• _INFORMATION SUPPLIED_:
───

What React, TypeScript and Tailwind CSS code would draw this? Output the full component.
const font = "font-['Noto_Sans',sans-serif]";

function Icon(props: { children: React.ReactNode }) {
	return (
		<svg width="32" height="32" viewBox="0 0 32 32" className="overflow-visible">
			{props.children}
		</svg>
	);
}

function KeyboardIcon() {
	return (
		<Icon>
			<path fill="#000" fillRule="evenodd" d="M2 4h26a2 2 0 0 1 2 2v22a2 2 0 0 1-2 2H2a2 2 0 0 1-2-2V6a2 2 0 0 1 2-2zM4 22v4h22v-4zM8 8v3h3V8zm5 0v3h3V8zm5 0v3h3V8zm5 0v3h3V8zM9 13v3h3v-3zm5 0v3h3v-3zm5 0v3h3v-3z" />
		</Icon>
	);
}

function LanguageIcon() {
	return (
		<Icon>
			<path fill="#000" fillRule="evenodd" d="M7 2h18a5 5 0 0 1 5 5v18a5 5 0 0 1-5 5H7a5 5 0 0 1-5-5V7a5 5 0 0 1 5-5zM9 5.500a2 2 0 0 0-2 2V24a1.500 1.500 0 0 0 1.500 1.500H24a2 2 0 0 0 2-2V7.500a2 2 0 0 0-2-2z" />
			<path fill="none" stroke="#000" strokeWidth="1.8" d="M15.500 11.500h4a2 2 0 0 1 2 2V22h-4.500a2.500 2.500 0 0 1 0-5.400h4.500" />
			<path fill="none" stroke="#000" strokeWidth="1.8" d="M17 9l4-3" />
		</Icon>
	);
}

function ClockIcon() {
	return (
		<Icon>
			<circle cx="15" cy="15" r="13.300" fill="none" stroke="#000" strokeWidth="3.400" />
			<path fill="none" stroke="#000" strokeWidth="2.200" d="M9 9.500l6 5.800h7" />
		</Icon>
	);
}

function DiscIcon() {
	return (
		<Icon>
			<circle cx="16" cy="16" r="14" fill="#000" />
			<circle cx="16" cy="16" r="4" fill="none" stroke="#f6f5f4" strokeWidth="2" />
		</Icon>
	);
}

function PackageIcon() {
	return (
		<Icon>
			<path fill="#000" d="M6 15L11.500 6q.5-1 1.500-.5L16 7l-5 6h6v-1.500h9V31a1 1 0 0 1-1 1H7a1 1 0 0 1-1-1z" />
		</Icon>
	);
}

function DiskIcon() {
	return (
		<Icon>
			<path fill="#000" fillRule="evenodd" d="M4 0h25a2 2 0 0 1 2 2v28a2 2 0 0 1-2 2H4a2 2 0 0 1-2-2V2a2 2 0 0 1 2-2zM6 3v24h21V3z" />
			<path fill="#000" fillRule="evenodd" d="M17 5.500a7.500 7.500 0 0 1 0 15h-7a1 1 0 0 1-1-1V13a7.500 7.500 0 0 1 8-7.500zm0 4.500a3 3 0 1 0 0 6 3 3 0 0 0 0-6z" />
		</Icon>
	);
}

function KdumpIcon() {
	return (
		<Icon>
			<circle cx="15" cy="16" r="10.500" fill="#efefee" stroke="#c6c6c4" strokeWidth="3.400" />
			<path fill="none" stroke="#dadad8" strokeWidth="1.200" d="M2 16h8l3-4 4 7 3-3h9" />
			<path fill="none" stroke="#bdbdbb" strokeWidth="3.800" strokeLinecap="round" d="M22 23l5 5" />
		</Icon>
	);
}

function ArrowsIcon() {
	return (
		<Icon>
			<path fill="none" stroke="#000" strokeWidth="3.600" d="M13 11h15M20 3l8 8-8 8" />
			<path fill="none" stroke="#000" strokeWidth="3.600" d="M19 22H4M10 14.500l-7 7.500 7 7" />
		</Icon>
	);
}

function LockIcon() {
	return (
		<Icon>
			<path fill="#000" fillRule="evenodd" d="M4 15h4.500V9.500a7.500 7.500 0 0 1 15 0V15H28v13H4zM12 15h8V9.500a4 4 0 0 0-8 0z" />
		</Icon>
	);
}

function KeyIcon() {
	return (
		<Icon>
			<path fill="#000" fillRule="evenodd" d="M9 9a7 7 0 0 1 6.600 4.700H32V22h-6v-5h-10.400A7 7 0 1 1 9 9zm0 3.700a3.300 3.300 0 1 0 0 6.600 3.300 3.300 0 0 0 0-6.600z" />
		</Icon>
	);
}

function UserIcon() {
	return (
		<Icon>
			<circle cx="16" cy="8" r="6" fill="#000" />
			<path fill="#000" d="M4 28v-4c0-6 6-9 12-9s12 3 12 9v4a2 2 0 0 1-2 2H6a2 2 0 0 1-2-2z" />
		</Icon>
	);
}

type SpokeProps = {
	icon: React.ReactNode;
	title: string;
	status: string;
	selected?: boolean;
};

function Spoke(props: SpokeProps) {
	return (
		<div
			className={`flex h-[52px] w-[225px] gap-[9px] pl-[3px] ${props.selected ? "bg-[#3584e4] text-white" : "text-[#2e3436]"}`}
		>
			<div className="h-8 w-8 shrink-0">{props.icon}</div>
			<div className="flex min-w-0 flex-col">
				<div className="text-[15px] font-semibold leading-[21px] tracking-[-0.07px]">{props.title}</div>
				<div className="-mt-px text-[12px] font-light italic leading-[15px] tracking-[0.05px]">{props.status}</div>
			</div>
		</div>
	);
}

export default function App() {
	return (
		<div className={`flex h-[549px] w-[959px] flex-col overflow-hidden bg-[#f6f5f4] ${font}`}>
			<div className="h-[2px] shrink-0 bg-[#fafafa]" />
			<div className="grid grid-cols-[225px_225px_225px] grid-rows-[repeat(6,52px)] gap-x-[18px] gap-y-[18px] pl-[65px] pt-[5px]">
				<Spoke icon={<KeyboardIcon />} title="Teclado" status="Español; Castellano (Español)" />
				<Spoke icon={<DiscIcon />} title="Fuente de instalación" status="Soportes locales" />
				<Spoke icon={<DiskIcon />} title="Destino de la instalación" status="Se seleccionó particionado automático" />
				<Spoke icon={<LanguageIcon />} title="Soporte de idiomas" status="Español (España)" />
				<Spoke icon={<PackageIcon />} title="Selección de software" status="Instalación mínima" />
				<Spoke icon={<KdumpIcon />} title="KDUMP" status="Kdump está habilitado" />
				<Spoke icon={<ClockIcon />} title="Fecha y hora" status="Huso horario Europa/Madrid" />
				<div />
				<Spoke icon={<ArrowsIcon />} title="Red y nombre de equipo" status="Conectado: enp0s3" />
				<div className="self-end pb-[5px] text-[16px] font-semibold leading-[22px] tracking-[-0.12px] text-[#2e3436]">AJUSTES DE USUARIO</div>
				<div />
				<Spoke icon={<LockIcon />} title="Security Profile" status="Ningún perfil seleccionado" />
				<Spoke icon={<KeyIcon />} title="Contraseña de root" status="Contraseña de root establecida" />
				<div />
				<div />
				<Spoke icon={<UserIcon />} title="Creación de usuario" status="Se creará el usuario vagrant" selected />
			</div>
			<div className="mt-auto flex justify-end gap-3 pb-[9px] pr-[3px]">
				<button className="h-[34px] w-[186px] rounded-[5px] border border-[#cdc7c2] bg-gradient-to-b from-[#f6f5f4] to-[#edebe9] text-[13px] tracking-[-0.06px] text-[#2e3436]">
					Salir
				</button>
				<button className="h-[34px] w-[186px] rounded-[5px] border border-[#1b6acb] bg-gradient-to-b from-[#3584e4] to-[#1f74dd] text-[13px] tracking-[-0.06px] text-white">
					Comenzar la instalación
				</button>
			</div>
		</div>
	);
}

───

Write only the number of lines that include "React".

3